The DIE Prioritization Framework

What should you work on next?

Is it something fun and exciting? Or something boring and unsexy?

It’s tempting to go for the former. But the fun things aren’t always the “right” thing to build.

Every product needs some boring features and some standard functionality. And as a PM, you need to figure out how to balance the fun stuff with the less fun stuff.

So how do you do that?

Enter the DIE Prioritization Framework

Prioritization frameworks like DIE can help us overcome our tendency to do just the fun stuff. They help us implement a structured and methodical way to approach the question of “what should we build next?”.

DIE was created by the company Baremetrics and is an excellent method for other small software companies who want to get started with prioritization.

How to Use DIE

Step One: Create your list

The first step is to create a list of all of the things we want to score. These are the things like feature requests, bug fixes, improvements that we want to make. Once you have that, it’s time to move onto the scoring phase.

Step Two: Score your list

The first step is to score each item on that list against three different criteria — demand, impact, and effort. Let’s cover each of the criteria and how to score them.

Demand

Demand asks the question of "how many people need this?"

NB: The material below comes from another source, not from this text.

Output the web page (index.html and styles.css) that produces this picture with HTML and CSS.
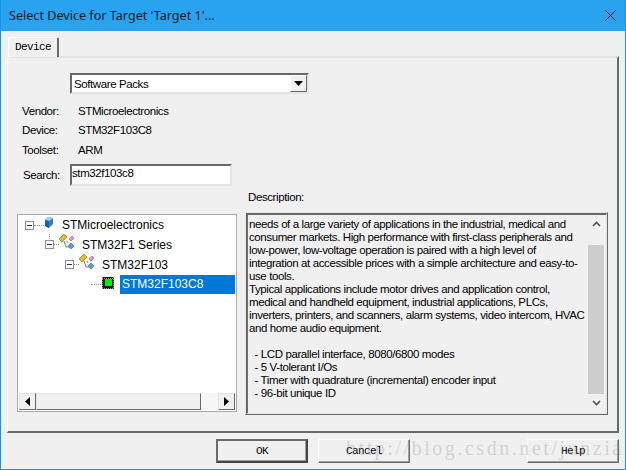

It’s scored on a scale of high, medium, low.

If something is highly in demand and a lot of people want it, you give it one point. Medium demand gets two points. Low demand gets one point.

  • High demand = 1 point
  • Medium demand = 2 points
  • Low demand = 3 points

Easy, right?

Impact

Impact equally easy. Impact asks the question of "how much is this going to move the needle?"

  • High impact = 1 point
  • Medium impact = 2 points
  • Low low impact = 3 points

Effort

Finally, we have effort. This is gauging how much work is this going to take to complete. Instead of an H(1)/M(2)/L(3) scale, we’ll use a t-shirt scale for effort.

  • Very low effort = 1 point
  • Low effort = 2 points
  • Medium effort = 3 points
  • Large effort = 4 points
  • Very large effort = 5 points
  • Massive effort = 6 points

1’s are things like tiny bug fixes while 6’s are things that are practically a redesign/rewrite, or brand-new and complicated functionality.

Step Three: Calculate the DIE Score

Calculating the final DIE score for each item is easy. Add them all up!

Demand score + Impact score + Effort score = DIE score

The lowest score wins with DIE.

Where to do DIE prioritization

You can do DIE prioritization in a spreadsheet, or you can do it in Speckled. In Speckled, you’ll be able to reuse the impact and effort scores for other prioritization frameworks like RICE, and be able to try out some other frameworks and build your own.

Try a bunch of methods to find which one works for you

DIE is just one method of prioritization. There are a bunch out there, so play around with a couple and figure out which one is the right prioritization method for your company or your product.